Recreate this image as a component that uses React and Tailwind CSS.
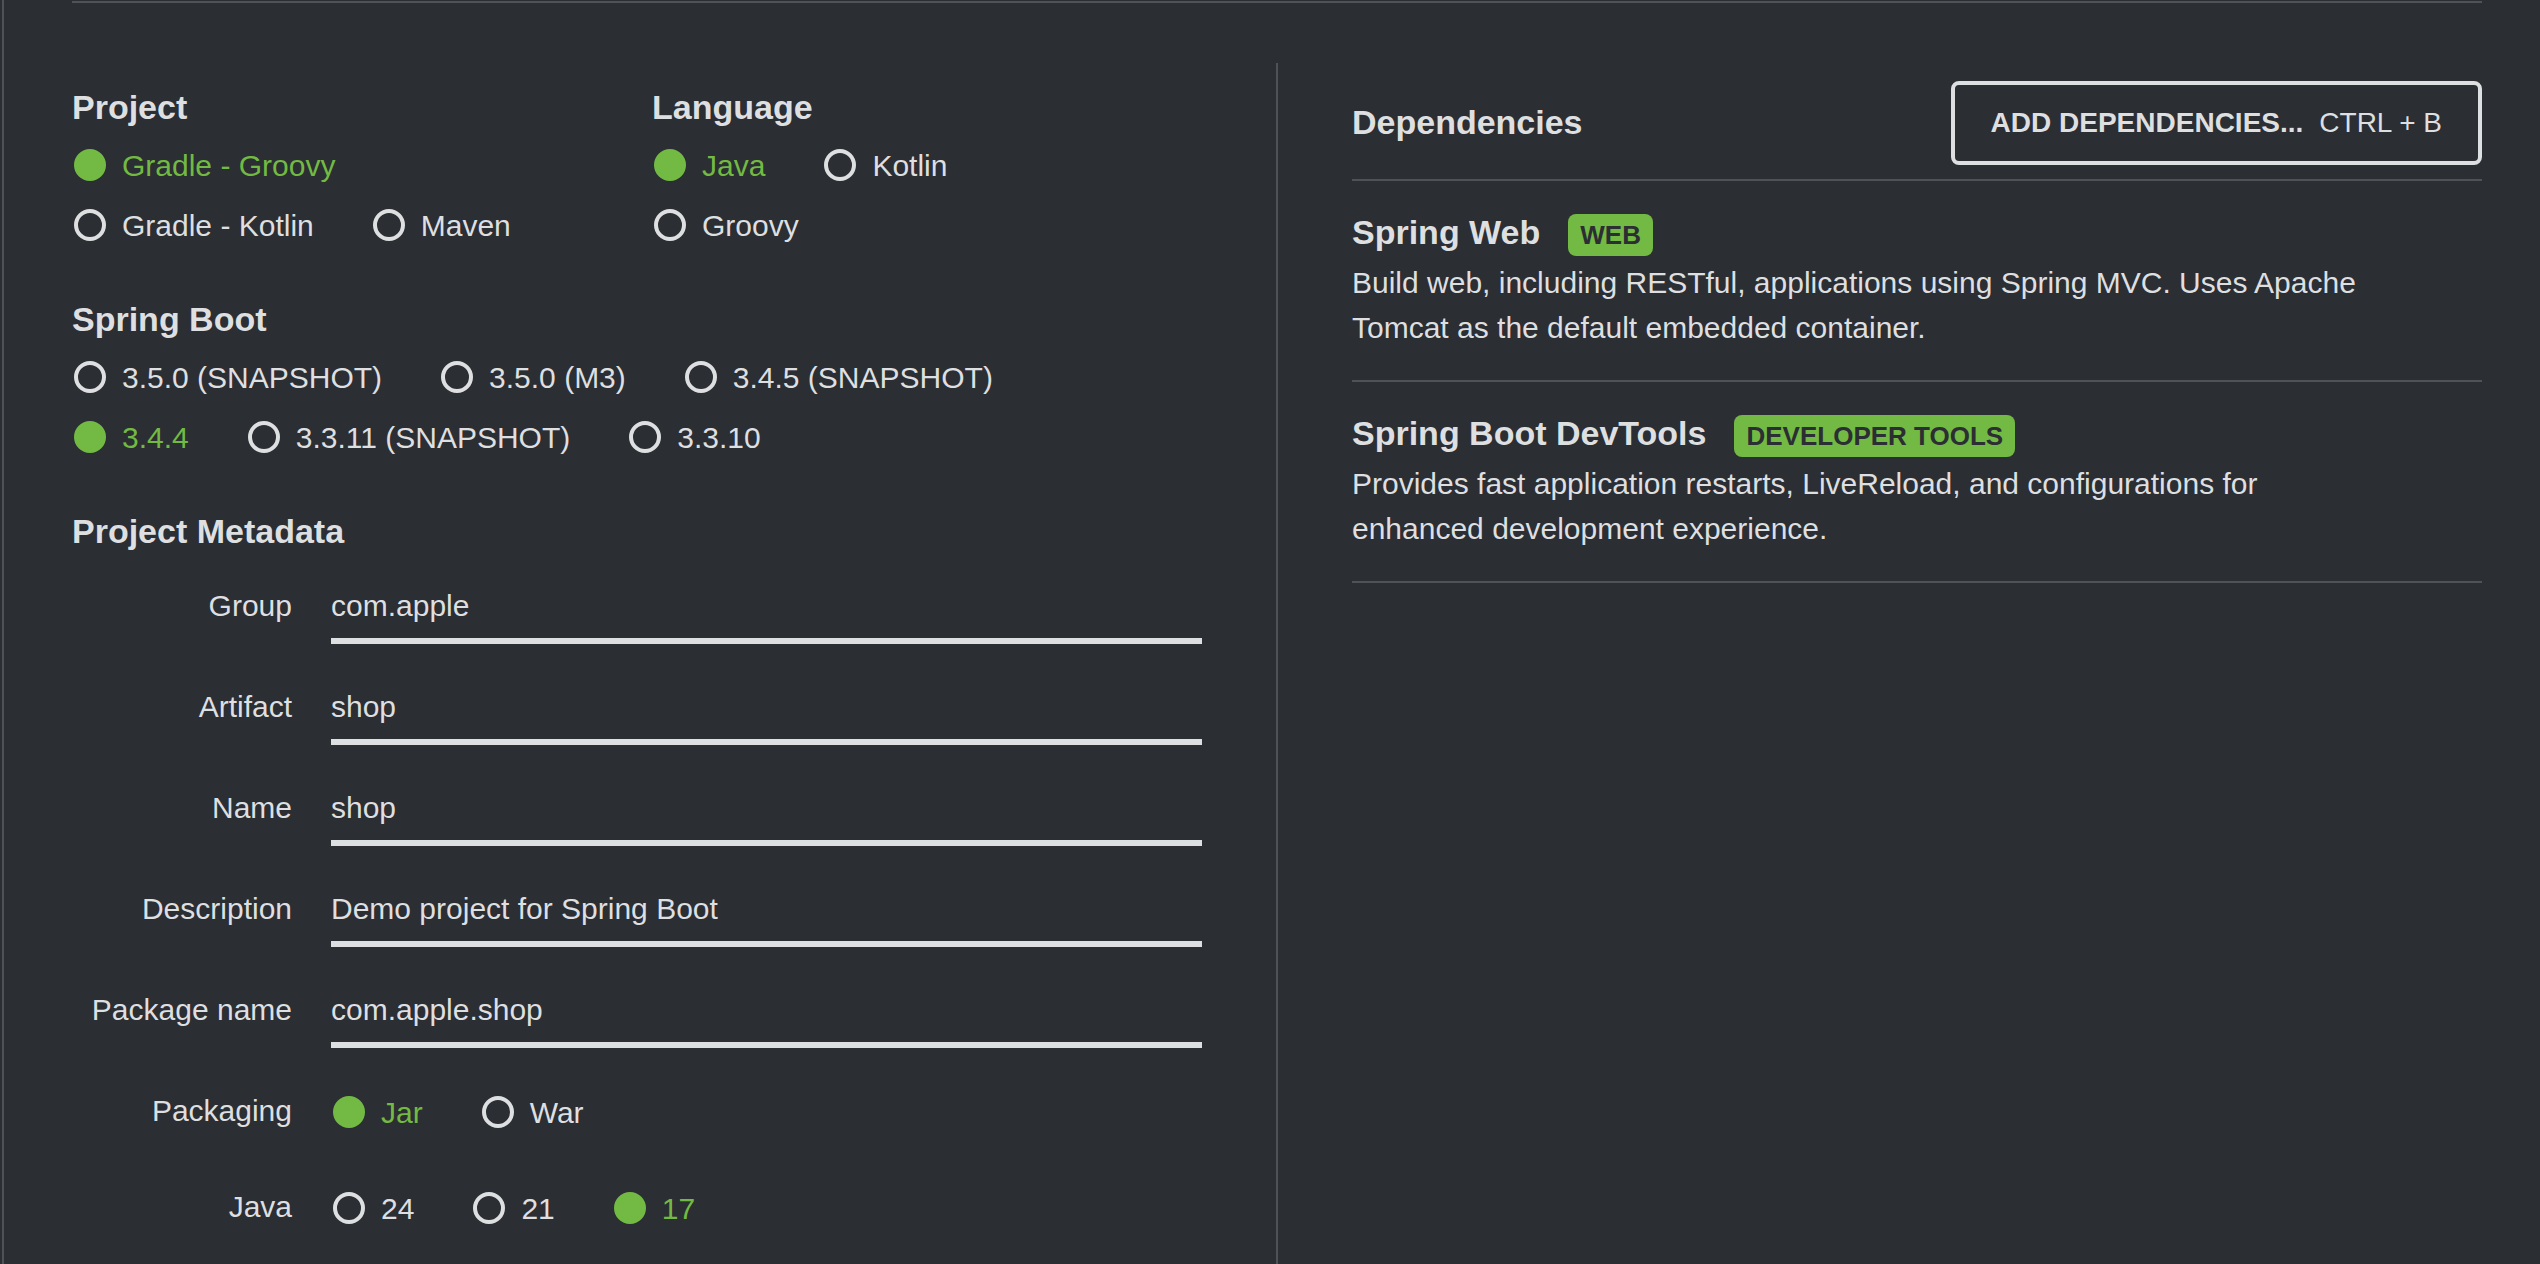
import { useState } from "react";

const METADATA_FIELDS = [
  { id: "group", label: "Group", value: "com.apple" },
  { id: "artifact", label: "Artifact", value: "shop" },
  { id: "name", label: "Name", value: "shop" },
  { id: "description", label: "Description", value: "Demo project for Spring Boot" },
  { id: "package-name", label: "Package name", value: "com.apple.shop" },
];

const DEPENDENCIES = [
  {
    name: "Spring Web",
    tag: "Web",
    description:
      "Build web, including RESTful, applications using Spring MVC. Uses Apache Tomcat as the default embedded container.",
  },
  {
    name: "Spring Boot DevTools",
    tag: "Developer Tools",
    description:
      "Provides fast application restarts, LiveReload, and configurations for enhanced development experience.",
  },
];

function RadioGroup({ name, label, options, initial }) {
  const [selected, setSelected] = useState(initial);
  return (
    <div role="radiogroup" aria-label={label} className="flex flex-wrap">
      {options.map((option) => (
        <label
          key={option}
          className="mr-[57px] ml-0.5 flex h-[60px] cursor-pointer items-center gap-4 has-checked:text-[#72ba43]"
        >
          <input
            type="radio"
            name={name}
            value={option}
            checked={selected === option}
            onChange={() => setSelected(option)}
            className="size-8 shrink-0 appearance-none rounded-full border-4 border-[#dedfe0] checked:border-[#72ba43] checked:bg-[#72ba43]"
          />
          <span className="pt-0.5 leading-[44px] whitespace-nowrap">{option}</span>
        </label>
      ))}
    </div>
  );
}

function Heading({ children }) {
  return <h2 className="pb-0.5 text-[34px] leading-[38px] font-bold">{children}</h2>;
}

function Choice({ title, name, options, initial }) {
  return (
    <section className="flex flex-col gap-[7px]">
      <Heading>{title}</Heading>
      <RadioGroup name={name} label={title} options={options} initial={initial} />
    </section>
  );
}

function TextField({ id, label, value }) {
  return (
    <div className="flex gap-[39px]">
      <label htmlFor={id} className="w-[220px] shrink-0 text-right leading-[64px]">
        {label}
      </label>
      <input
        id={id}
        type="text"
        defaultValue={value}
        className="h-[70px] min-w-0 flex-1 border-b-[6px] border-[#dedfe0] bg-transparent outline-none"
      />
    </div>
  );
}

function RadioField({ label, name, options, initial }) {
  return (
    <div className="flex items-start gap-[39px]">
      <span className="w-[220px] shrink-0 text-right leading-[57px]">{label}</span>
      <RadioGroup name={name} label={label} options={options} initial={initial} />
    </div>
  );
}

function Dependency({ name, tag, description }) {
  return (
    <li className="border-b-2 border-[#505256] pt-[33px] pr-[100px] pb-[30px]">
      <div className="flex items-start gap-7">
        <h3 className="text-[34px] leading-[36px] font-bold">{name}</h3>
        <span className="rounded-lg bg-[#72ba43] px-3 text-[26px] leading-[42px] font-bold text-[#2b2e32] uppercase">
          {tag}
        </span>
      </div>
      <p className="mt-1 leading-[45px]">{description}</p>
    </li>
  );
}

export default function App() {
  return (
    <div className="flex min-h-screen bg-[#2b2e32] pl-0.5 font-['Liberation_Sans',Arial,sans-serif] text-[30px] text-[#dedfe0]">
      <div className="flex flex-1 flex-col border-l-2 border-[#505256] pt-px pr-[58px] pl-[68px]">
        <hr className="mb-[60px] border-t-2 border-[#505256]" />
        <main className="flex flex-1">
          <form className="flex-1 pt-[25px] pr-[74px]">
            <div className="flex flex-col gap-[45px]">
              <div className="grid grid-cols-2 gap-[30px]">
                <Choice
                  title="Project"
                  name="project"
                  options={["Gradle - Groovy", "Gradle - Kotlin", "Maven"]}
                  initial="Gradle - Groovy"
                />
                <Choice
                  title="Language"
                  name="language"
                  options={["Java", "Kotlin", "Groovy"]}
                  initial="Java"
                />
              </div>
              <Choice
                title="Spring Boot"
                name="boot-version"
                options={[
                  "3.5.0 (SNAPSHOT)",
                  "3.5.0 (M3)",
                  "3.4.5 (SNAPSHOT)",
                  "3.4.4",
                  "3.3.11 (SNAPSHOT)",
                  "3.3.10",
                ]}
                initial="3.4.4"
              />
              <section>
                <Heading>Project Metadata</Heading>
                <div className="mt-[22px] flex flex-col gap-[31px]">
                  {METADATA_FIELDS.map((field) => (
                    <TextField key={field.id} {...field} />
                  ))}
                </div>
                <div className="mt-[34px] flex flex-col gap-9">
                  <RadioField label="Packaging" name="packaging" options={["Jar", "War"]} initial="Jar" />
                  <RadioField label="Java" name="java-version" options={["24", "21", "17"]} initial="17" />
                </div>
              </section>
            </div>
          </form>
          <div className="w-0.5 bg-[#505256]" />
          <section className="flex-1 pt-[18px] pl-[74px]">
            <header className="flex items-center justify-between border-b-2 border-[#505256] pb-[14px]">
              <Heading>Dependencies</Heading>
              <button
                type="button"
                className="flex h-[84px] items-center gap-4 rounded-lg border-4 border-[#dedfe0] px-9 text-[28px] uppercase"
              >
                <span className="font-bold">Add dependencies...</span>
                <span>Ctrl + B</span>
              </button>
            </header>
            <ul>
              {DEPENDENCIES.map((dependency) => (
                <Dependency key={dependency.name} {...dependency} />
              ))}
            </ul>
          </section>
        </main>
      </div>
    </div>
  );
}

- - -

> **TO DO**
Reproduce each line exactly as it appears, omitting the pictures.

> **OUTPUT FOR THIS EXERCISE**
Recreate this image as a component that uses React and Tailwind CSS.
import { useState } from "react";

const METADATA_FIELDS = [
  { id: "group", label: "Group", value: "com.apple" },
  { id: "artifact", label: "Artifact", value: "shop" },
  { id: "name", label: "Name", value: "shop" },
  { id: "description", label: "Description", value: "Demo project for Spring Boot" },
  { id: "package-name", label: "Package name", value: "com.apple.shop" },
];

const DEPENDENCIES = [
  {
    name: "Spring Web",
    tag: "Web",
    description:
      "Build web, including RESTful, applications using Spring MVC. Uses Apache Tomcat as the default embedded container.",
  },
  {
    name: "Spring Boot DevTools",
    tag: "Developer Tools",
    description:
      "Provides fast application restarts, LiveReload, and configurations for enhanced development experience.",
  },
];

function RadioGroup({ name, label, options, initial }) {
  const [selected, setSelected] = useState(initial);
  return (
    <div role="radiogroup" aria-label={label} className="flex flex-wrap">
      {options.map((option) => (
        <label
          key={option}
          className="mr-[57px] ml-0.5 flex h-[60px] cursor-pointer items-center gap-4 has-checked:text-[#72ba43]"
        >
          <input
            type="radio"
            name={name}
            value={option}
            checked={selected === option}
            onChange={() => setSelected(option)}
            className="size-8 shrink-0 appearance-none rounded-full border-4 border-[#dedfe0] checked:border-[#72ba43] checked:bg-[#72ba43]"
          />
          <span className="pt-0.5 leading-[44px] whitespace-nowrap">{option}</span>
        </label>
      ))}
    </div>
  );
}

function Heading({ children }) {
  return <h2 className="pb-0.5 text-[34px] leading-[38px] font-bold">{children}</h2>;
}

function Choice({ title, name, options, initial }) {
  return (
    <section className="flex flex-col gap-[7px]">
      <Heading>{title}</Heading>
      <RadioGroup name={name} label={title} options={options} initial={initial} />
    </section>
  );
}

function TextField({ id, label, value }) {
  return (
    <div className="flex gap-[39px]">
      <label htmlFor={id} className="w-[220px] shrink-0 text-right leading-[64px]">
        {label}
      </label>
      <input
        id={id}
        type="text"
        defaultValue={value}
        className="h-[70px] min-w-0 flex-1 border-b-[6px] border-[#dedfe0] bg-transparent outline-none"
      />
    </div>
  );
}

function RadioField({ label, name, options, initial }) {
  return (
    <div className="flex items-start gap-[39px]">
      <span className="w-[220px] shrink-0 text-right leading-[57px]">{label}</span>
      <RadioGroup name={name} label={label} options={options} initial={initial} />
    </div>
  );
}

function Dependency({ name, tag, description }) {
  return (
    <li className="border-b-2 border-[#505256] pt-[33px] pr-[100px] pb-[30px]">
      <div className="flex items-start gap-7">
        <h3 className="text-[34px] leading-[36px] font-bold">{name}</h3>
        <span className="rounded-lg bg-[#72ba43] px-3 text-[26px] leading-[42px] font-bold text-[#2b2e32] uppercase">
          {tag}
        </span>
      </div>
      <p className="mt-1 leading-[45px]">{description}</p>
    </li>
  );
}

export default function App() {
  return (
    <div className="flex min-h-screen bg-[#2b2e32] pl-0.5 font-['Liberation_Sans',Arial,sans-serif] text-[30px] text-[#dedfe0]">
      <div className="flex flex-1 flex-col border-l-2 border-[#505256] pt-px pr-[58px] pl-[68px]">
        <hr className="mb-[60px] border-t-2 border-[#505256]" />
        <main className="flex flex-1">
          <form className="flex-1 pt-[25px] pr-[74px]">
            <div className="flex flex-col gap-[45px]">
              <div className="grid grid-cols-2 gap-[30px]">
                <Choice
                  title="Project"
                  name="project"
                  options={["Gradle - Groovy", "Gradle - Kotlin", "Maven"]}
                  initial="Gradle - Groovy"
                />
                <Choice
                  title="Language"
                  name="language"
                  options={["Java", "Kotlin", "Groovy"]}
                  initial="Java"
                />
              </div>
              <Choice
                title="Spring Boot"
                name="boot-version"
                options={[
                  "3.5.0 (SNAPSHOT)",
                  "3.5.0 (M3)",
                  "3.4.5 (SNAPSHOT)",
                  "3.4.4",
                  "3.3.11 (SNAPSHOT)",
                  "3.3.10",
                ]}
                initial="3.4.4"
              />
              <section>
                <Heading>Project Metadata</Heading>
                <div className="mt-[22px] flex flex-col gap-[31px]">
                  {METADATA_FIELDS.map((field) => (
                    <TextField key={field.id} {...field} />
                  ))}
                </div>
                <div className="mt-[34px] flex flex-col gap-9">
                  <RadioField label="Packaging" name="packaging" options={["Jar", "War"]} initial="Jar" />
                  <RadioField label="Java" name="java-version" options={["24", "21", "17"]} initial="17" />
                </div>
              </section>
            </div>
          </form>
          <div className="w-0.5 bg-[#505256]" />
          <section className="flex-1 pt-[18px] pl-[74px]">
            <header className="flex items-center justify-between border-b-2 border-[#505256] pb-[14px]">
              <Heading>Dependencies</Heading>
              <button
                type="button"
                className="flex h-[84px] items-center gap-4 rounded-lg border-4 border-[#dedfe0] px-9 text-[28px] uppercase"
              >
                <span className="font-bold">Add dependencies...</span>
                <span>Ctrl + B</span>
              </button>
            </header>
            <ul>
              {DEPENDENCIES.map((dependency) => (
                <Dependency key={dependency.name} {...dependency} />
              ))}
            </ul>
          </section>
        </main>
      </div>
    </div>
  );
}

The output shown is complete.